(TASK INSTRUCTIONS):
Look through the material below. Copy each line that contains the string "this".

(EXTRACTED MATERIAL):
** START **

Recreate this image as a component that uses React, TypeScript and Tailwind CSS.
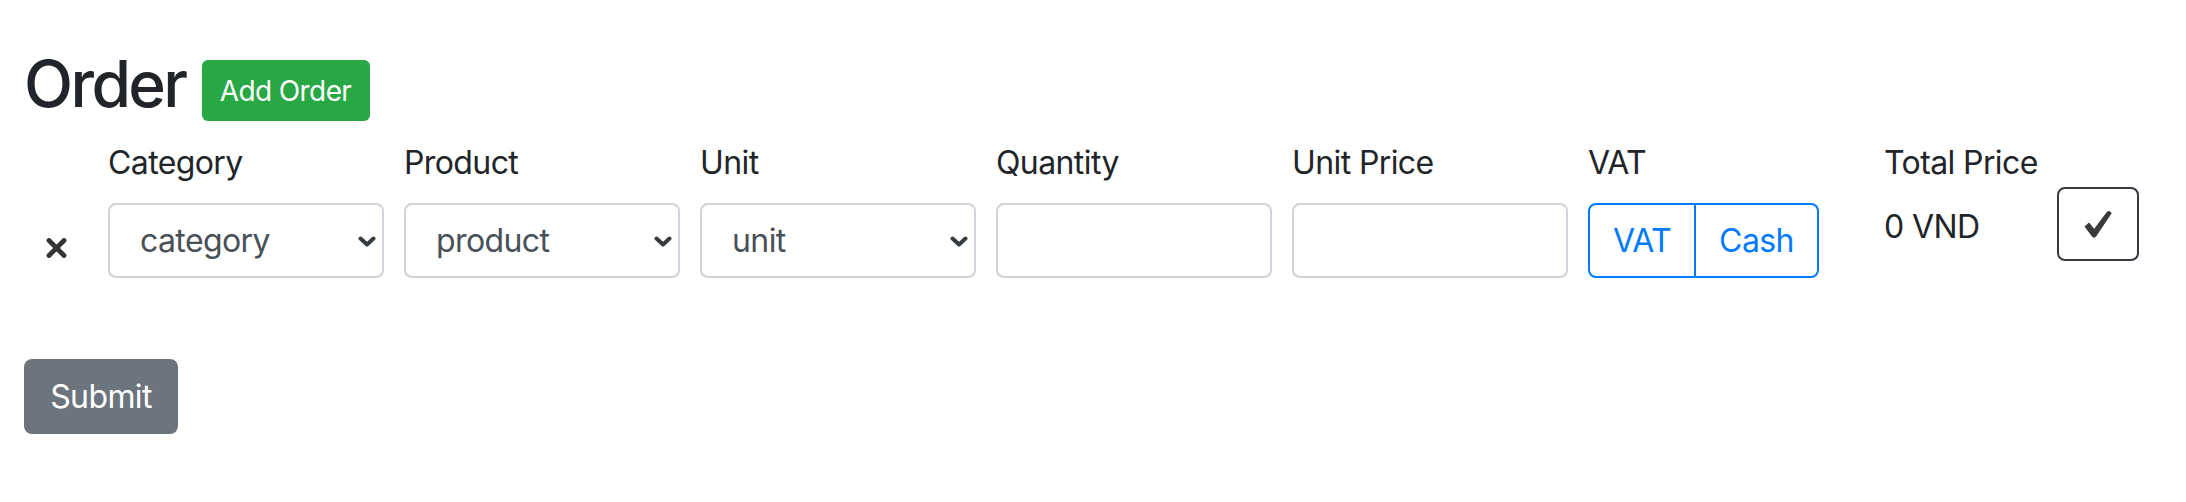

** END **
** START **

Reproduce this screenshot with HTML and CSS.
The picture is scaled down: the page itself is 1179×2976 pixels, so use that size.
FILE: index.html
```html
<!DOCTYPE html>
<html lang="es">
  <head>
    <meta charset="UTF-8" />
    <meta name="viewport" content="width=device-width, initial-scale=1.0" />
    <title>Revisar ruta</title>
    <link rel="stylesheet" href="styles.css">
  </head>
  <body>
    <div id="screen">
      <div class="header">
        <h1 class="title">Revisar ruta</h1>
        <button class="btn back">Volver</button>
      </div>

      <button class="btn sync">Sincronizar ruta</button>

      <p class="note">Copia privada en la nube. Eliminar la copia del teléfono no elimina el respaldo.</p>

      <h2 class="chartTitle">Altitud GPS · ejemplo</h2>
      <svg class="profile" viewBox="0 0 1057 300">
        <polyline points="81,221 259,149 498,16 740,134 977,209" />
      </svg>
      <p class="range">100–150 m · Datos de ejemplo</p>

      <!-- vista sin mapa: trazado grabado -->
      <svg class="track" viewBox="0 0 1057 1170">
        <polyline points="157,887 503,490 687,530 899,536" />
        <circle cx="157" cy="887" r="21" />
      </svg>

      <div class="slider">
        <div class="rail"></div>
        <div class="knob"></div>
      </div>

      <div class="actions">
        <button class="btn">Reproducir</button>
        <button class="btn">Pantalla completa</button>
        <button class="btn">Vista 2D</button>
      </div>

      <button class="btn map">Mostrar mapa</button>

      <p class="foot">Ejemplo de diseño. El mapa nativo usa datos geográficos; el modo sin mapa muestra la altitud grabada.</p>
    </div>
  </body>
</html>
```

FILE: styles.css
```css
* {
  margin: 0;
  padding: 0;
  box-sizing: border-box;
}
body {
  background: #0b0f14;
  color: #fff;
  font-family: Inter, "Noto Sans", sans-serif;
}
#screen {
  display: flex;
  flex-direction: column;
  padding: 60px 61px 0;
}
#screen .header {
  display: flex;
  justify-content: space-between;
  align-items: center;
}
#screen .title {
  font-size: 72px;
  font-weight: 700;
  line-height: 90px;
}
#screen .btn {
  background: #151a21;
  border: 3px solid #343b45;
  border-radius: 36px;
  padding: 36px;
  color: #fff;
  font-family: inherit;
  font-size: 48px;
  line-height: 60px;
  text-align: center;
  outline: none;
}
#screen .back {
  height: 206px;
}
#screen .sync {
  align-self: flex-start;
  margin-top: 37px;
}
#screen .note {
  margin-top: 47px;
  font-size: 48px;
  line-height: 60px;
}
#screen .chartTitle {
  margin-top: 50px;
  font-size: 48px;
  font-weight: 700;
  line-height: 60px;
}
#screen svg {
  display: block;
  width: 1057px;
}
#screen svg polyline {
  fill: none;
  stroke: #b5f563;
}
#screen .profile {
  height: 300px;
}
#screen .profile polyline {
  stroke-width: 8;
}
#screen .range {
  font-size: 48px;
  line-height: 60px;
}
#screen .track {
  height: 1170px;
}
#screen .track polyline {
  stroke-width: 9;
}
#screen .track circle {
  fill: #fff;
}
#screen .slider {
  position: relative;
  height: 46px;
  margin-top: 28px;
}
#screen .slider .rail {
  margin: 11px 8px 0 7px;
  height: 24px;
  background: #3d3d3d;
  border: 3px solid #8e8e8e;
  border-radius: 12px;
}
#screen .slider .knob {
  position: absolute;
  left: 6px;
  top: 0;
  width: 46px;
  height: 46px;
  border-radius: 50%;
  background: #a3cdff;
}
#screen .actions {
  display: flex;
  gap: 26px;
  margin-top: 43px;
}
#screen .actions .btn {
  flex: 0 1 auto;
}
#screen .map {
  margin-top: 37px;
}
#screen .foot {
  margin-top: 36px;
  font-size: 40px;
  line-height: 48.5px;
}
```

** END **

(SOLVED PROBLEM):
Recreate this image as a component that uses React, TypeScript and Tailwind CSS.
Reproduce this screenshot with HTML and CSS.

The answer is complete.